With a reputation for violence, deprivation, and overcrowding, some of the great characters of Mexican history have come from Tepito. The cradle of Mexican boxing, in the 1970s an important literary movement emerged in Tepito, and the neighborhood has contributed as much to the culture of the city and country as have many, much wealthier places.
Among all the stories of people whose hard work is performed with an enviable dignity, there are thousands of women who carry out similar work for their families. Resident Mayra Valenzuela Rojas remarked, “In Tepito there’s a matriarchy (…) Every woman has her own story. Each of us is a spark, but together we are lighting a candle for Tepito.”
German photographer, Anja Jensen, is currently exhibiting her work in a show called “Ciudadanas-Caminamos a oscuras” (Citizens-We Walk in the Dark). Having spent months in Tepito, she’s documented the women challenging the stereotypes of the neighborhood.
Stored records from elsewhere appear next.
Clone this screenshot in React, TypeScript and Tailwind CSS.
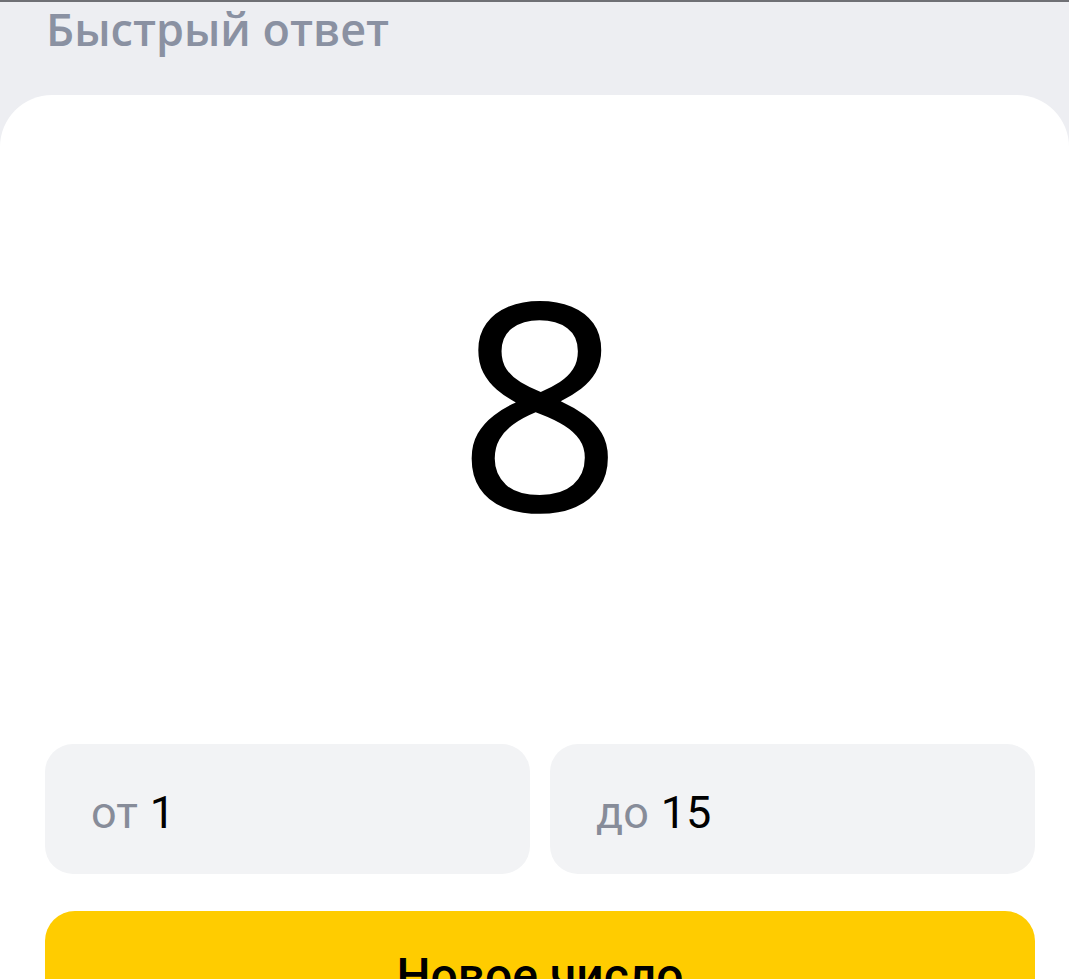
import React, { useState } from 'react';

export default function App() {
    const [value, setValue] = useState(8);
    const [from] = useState(1);
    const [to] = useState(15);

    const roll = () => setValue(Math.floor(Math.random() * (to - from + 1)) + from);

    return (
        <div className="h-screen bg-[#edeef2] border-t-2 border-[#6f7075] overflow-hidden" style={{ fontFamily: 'Roboto, "Noto Sans", sans-serif' }}>
            <div className="h-[94px] px-[46px]">
                <h1 className="text-[45px] leading-[56px] font-semibold text-[#8a91a2] -mt-[1px]" style={{ fontFamily: '"Open Sans", Roboto, sans-serif' }}>Быстрый ответ</h1>
            </div>
            <div className="bg-white rounded-t-[52px] pl-[45px] pr-[34px]">
                <div className="h-[649px] flex items-center justify-center pb-[42px]">
                    <span className="text-[290px] leading-none font-medium text-black" style={{ fontFamily: '"Open Sans", sans-serif' }}>{value}</span>
                </div>
                <div className="grid grid-cols-2 gap-[20px]">
                    <div className="h-[130px] rounded-[28px] bg-[#f2f3f5] flex items-center px-[46px] pt-[8px] gap-[12px] text-[45px]">
                        <span className="text-[#878c99]">от</span>
                        <span className="text-black">{from}</span>
                    </div>
                    <div className="h-[130px] rounded-[28px] bg-[#f2f3f5] flex items-center px-[46px] pt-[8px] gap-[12px] text-[45px]">
                        <span className="text-[#878c99]">до</span>
                        <span className="text-black">{to}</span>
                    </div>
                </div>
                <button onClick={roll} className="mt-[37px] w-full h-[130px] rounded-[30px] bg-[#fc0] text-black text-[48px] font-medium">Новое число</button>
            </div>
        </div>
    );
}
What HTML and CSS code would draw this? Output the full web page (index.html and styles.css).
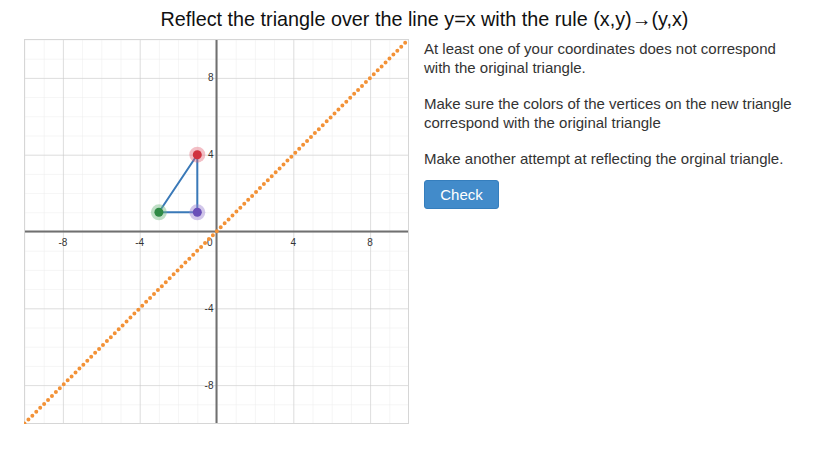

Jensen was assaulted and threatened, but she was also clothed and cared for by the women who opened their stories and lives to her. The result is a series photographs, “Las Cabronas de Tepito,” (Bad Girls of Tepito) a collective portrait of the matriarchy whose fervor makes the neighborhood better and regularly improves the lives of the people living there.
The photographs will be exhibited through February 12, 2017, as part of the Mexico-Germany Dual Year, at the German Pavilion on the Plaza Rio de Janeiro, in Roma Norte.